§ **SET TASK**: Go through the entries below and print each one exactly, leaving out pictures.

(Interface markup and scripts)
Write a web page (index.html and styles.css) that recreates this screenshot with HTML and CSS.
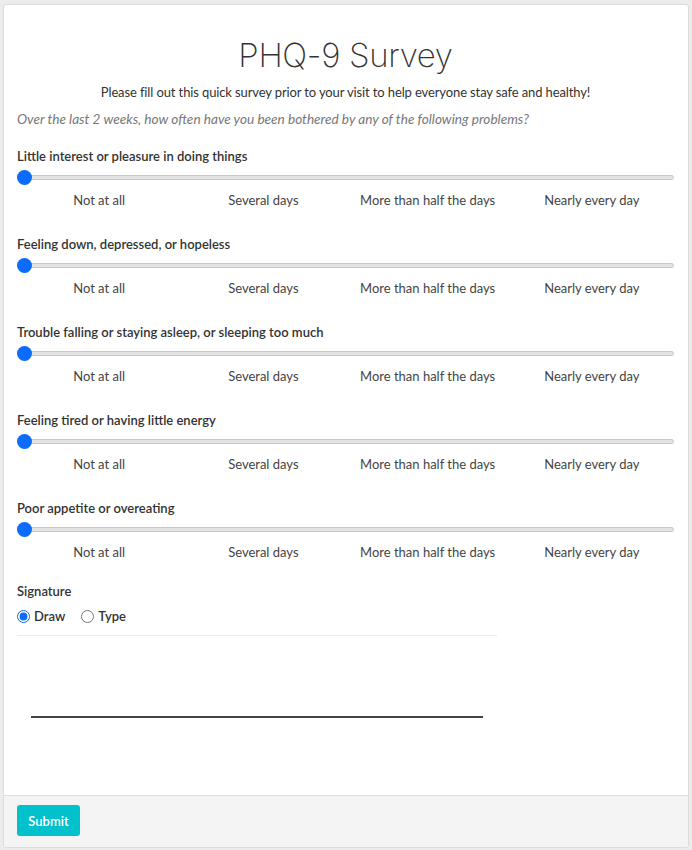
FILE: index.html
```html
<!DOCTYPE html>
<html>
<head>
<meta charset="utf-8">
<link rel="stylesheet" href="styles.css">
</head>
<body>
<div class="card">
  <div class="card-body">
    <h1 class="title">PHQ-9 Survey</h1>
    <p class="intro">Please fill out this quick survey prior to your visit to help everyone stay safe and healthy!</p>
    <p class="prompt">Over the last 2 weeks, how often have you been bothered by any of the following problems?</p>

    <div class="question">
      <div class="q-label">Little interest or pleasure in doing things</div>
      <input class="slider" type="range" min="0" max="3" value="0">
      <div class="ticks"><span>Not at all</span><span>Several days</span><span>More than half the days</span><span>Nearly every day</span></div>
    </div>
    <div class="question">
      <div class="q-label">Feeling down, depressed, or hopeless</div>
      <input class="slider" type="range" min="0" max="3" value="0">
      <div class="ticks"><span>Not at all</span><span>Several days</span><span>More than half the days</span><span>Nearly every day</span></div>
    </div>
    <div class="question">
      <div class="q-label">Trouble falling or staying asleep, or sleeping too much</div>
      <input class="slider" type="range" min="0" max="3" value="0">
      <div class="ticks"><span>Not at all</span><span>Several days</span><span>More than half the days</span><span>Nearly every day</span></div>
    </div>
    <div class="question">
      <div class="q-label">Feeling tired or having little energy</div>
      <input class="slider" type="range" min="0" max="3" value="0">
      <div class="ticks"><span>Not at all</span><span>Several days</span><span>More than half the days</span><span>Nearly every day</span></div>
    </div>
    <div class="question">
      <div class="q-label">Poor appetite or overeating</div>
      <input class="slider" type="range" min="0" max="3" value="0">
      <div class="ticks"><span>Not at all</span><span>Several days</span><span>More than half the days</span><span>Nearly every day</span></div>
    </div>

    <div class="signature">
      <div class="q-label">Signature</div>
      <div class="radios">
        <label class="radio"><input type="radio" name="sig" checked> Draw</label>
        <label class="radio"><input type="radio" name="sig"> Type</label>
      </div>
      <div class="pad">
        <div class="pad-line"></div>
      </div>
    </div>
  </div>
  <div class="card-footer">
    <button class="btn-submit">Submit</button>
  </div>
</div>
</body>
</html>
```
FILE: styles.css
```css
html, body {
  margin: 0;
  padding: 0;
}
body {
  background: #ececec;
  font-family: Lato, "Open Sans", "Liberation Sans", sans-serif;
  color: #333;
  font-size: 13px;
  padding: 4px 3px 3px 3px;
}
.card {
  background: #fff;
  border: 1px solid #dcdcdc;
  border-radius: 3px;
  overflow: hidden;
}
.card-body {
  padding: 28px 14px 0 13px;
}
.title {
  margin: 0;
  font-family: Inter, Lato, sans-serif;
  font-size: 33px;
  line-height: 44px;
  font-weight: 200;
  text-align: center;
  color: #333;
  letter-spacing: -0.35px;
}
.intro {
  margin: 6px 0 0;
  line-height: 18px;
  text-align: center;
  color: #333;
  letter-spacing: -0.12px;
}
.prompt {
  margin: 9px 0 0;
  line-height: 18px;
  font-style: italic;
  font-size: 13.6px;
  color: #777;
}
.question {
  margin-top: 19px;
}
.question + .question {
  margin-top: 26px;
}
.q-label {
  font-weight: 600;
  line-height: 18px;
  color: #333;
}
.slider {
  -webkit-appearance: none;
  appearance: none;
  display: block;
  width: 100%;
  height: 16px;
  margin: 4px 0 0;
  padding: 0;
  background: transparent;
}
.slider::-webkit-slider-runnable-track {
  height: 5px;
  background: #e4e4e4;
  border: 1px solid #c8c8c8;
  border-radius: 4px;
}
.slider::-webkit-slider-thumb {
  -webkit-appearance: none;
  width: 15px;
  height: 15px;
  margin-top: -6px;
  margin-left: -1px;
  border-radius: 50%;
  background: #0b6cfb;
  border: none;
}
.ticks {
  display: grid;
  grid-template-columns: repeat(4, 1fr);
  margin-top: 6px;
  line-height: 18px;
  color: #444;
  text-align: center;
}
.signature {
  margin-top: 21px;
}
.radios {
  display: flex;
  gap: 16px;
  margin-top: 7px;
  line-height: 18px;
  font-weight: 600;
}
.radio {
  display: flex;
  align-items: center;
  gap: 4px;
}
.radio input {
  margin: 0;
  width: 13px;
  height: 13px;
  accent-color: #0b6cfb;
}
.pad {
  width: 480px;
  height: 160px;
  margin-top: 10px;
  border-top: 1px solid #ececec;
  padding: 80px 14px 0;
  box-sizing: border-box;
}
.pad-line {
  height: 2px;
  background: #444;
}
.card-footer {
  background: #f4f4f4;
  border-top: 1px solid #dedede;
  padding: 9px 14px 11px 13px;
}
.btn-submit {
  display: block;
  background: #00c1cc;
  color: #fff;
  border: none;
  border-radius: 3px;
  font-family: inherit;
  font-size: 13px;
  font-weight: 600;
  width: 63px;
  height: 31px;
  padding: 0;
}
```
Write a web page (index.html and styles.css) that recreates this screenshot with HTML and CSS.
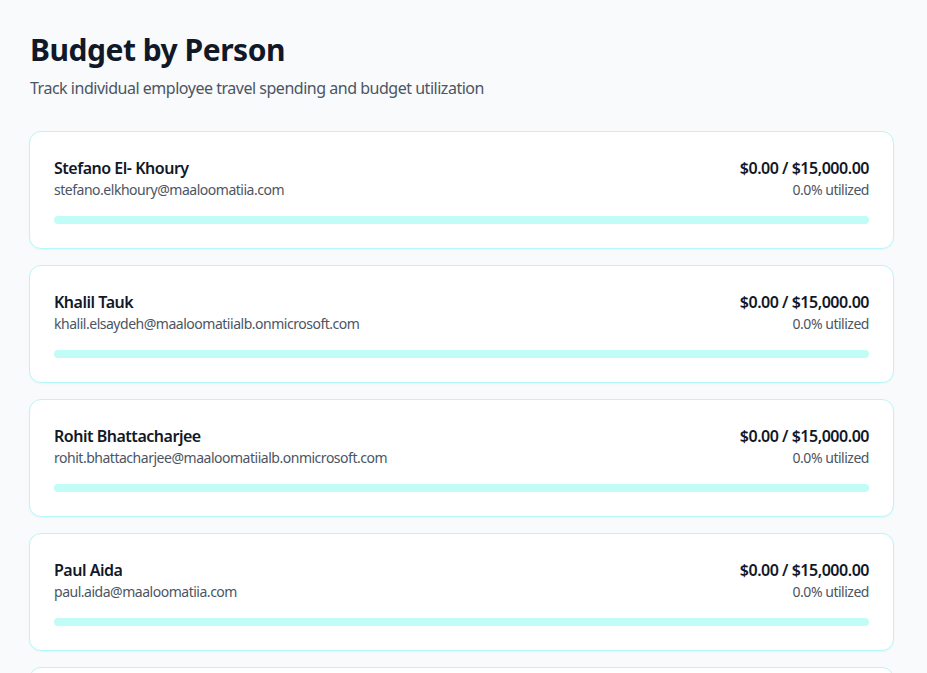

§ **RESULT**:
Write a web page (index.html and styles.css) that recreates this screenshot with HTML and CSS.
FILE: index.html
```html
<!DOCTYPE html>
<html>
<head>
<meta charset="utf-8">
<link rel="stylesheet" href="styles.css">
</head>
<body>
<div class="card">
  <div class="card-body">
    <h1 class="title">PHQ-9 Survey</h1>
    <p class="intro">Please fill out this quick survey prior to your visit to help everyone stay safe and healthy!</p>
    <p class="prompt">Over the last 2 weeks, how often have you been bothered by any of the following problems?</p>

    <div class="question">
      <div class="q-label">Little interest or pleasure in doing things</div>
      <input class="slider" type="range" min="0" max="3" value="0">
      <div class="ticks"><span>Not at all</span><span>Several days</span><span>More than half the days</span><span>Nearly every day</span></div>
    </div>
    <div class="question">
      <div class="q-label">Feeling down, depressed, or hopeless</div>
      <input class="slider" type="range" min="0" max="3" value="0">
      <div class="ticks"><span>Not at all</span><span>Several days</span><span>More than half the days</span><span>Nearly every day</span></div>
    </div>
    <div class="question">
      <div class="q-label">Trouble falling or staying asleep, or sleeping too much</div>
      <input class="slider" type="range" min="0" max="3" value="0">
      <div class="ticks"><span>Not at all</span><span>Several days</span><span>More than half the days</span><span>Nearly every day</span></div>
    </div>
    <div class="question">
      <div class="q-label">Feeling tired or having little energy</div>
      <input class="slider" type="range" min="0" max="3" value="0">
      <div class="ticks"><span>Not at all</span><span>Several days</span><span>More than half the days</span><span>Nearly every day</span></div>
    </div>
    <div class="question">
      <div class="q-label">Poor appetite or overeating</div>
      <input class="slider" type="range" min="0" max="3" value="0">
      <div class="ticks"><span>Not at all</span><span>Several days</span><span>More than half the days</span><span>Nearly every day</span></div>
    </div>

    <div class="signature">
      <div class="q-label">Signature</div>
      <div class="radios">
        <label class="radio"><input type="radio" name="sig" checked> Draw</label>
        <label class="radio"><input type="radio" name="sig"> Type</label>
      </div>
      <div class="pad">
        <div class="pad-line"></div>
      </div>
    </div>
  </div>
  <div class="card-footer">
    <button class="btn-submit">Submit</button>
  </div>
</div>
</body>
</html>
```
FILE: styles.css
```css
html, body {
  margin: 0;
  padding: 0;
}
body {
  background: #ececec;
  font-family: Lato, "Open Sans", "Liberation Sans", sans-serif;
  color: #333;
  font-size: 13px;
  padding: 4px 3px 3px 3px;
}
.card {
  background: #fff;
  border: 1px solid #dcdcdc;
  border-radius: 3px;
  overflow: hidden;
}
.card-body {
  padding: 28px 14px 0 13px;
}
.title {
  margin: 0;
  font-family: Inter, Lato, sans-serif;
  font-size: 33px;
  line-height: 44px;
  font-weight: 200;
  text-align: center;
  color: #333;
  letter-spacing: -0.35px;
}
.intro {
  margin: 6px 0 0;
  line-height: 18px;
  text-align: center;
  color: #333;
  letter-spacing: -0.12px;
}
.prompt {
  margin: 9px 0 0;
  line-height: 18px;
  font-style: italic;
  font-size: 13.6px;
  color: #777;
}
.question {
  margin-top: 19px;
}
.question + .question {
  margin-top: 26px;
}
.q-label {
  font-weight: 600;
  line-height: 18px;
  color: #333;
}
.slider {
  -webkit-appearance: none;
  appearance: none;
  display: block;
  width: 100%;
  height: 16px;
  margin: 4px 0 0;
  padding: 0;
  background: transparent;
}
.slider::-webkit-slider-runnable-track {
  height: 5px;
  background: #e4e4e4;
  border: 1px solid #c8c8c8;
  border-radius: 4px;
}
.slider::-webkit-slider-thumb {
  -webkit-appearance: none;
  width: 15px;
  height: 15px;
  margin-top: -6px;
  margin-left: -1px;
  border-radius: 50%;
  background: #0b6cfb;
  border: none;
}
.ticks {
  display: grid;
  grid-template-columns: repeat(4, 1fr);
  margin-top: 6px;
  line-height: 18px;
  color: #444;
  text-align: center;
}
.signature {
  margin-top: 21px;
}
.radios {
  display: flex;
  gap: 16px;
  margin-top: 7px;
  line-height: 18px;
  font-weight: 600;
}
.radio {
  display: flex;
  align-items: center;
  gap: 4px;
}
.radio input {
  margin: 0;
  width: 13px;
  height: 13px;
  accent-color: #0b6cfb;
}
.pad {
  width: 480px;
  height: 160px;
  margin-top: 10px;
  border-top: 1px solid #ececec;
  padding: 80px 14px 0;
  box-sizing: border-box;
}
.pad-line {
  height: 2px;
  background: #444;
}
.card-footer {
  background: #f4f4f4;
  border-top: 1px solid #dedede;
  padding: 9px 14px 11px 13px;
}
.btn-submit {
  display: block;
  background: #00c1cc;
  color: #fff;
  border: none;
  border-radius: 3px;
  font-family: inherit;
  font-size: 13px;
  font-weight: 600;
  width: 63px;
  height: 31px;
  padding: 0;
}
```
Write a web page (index.html and styles.css) that recreates this screenshot with HTML and CSS.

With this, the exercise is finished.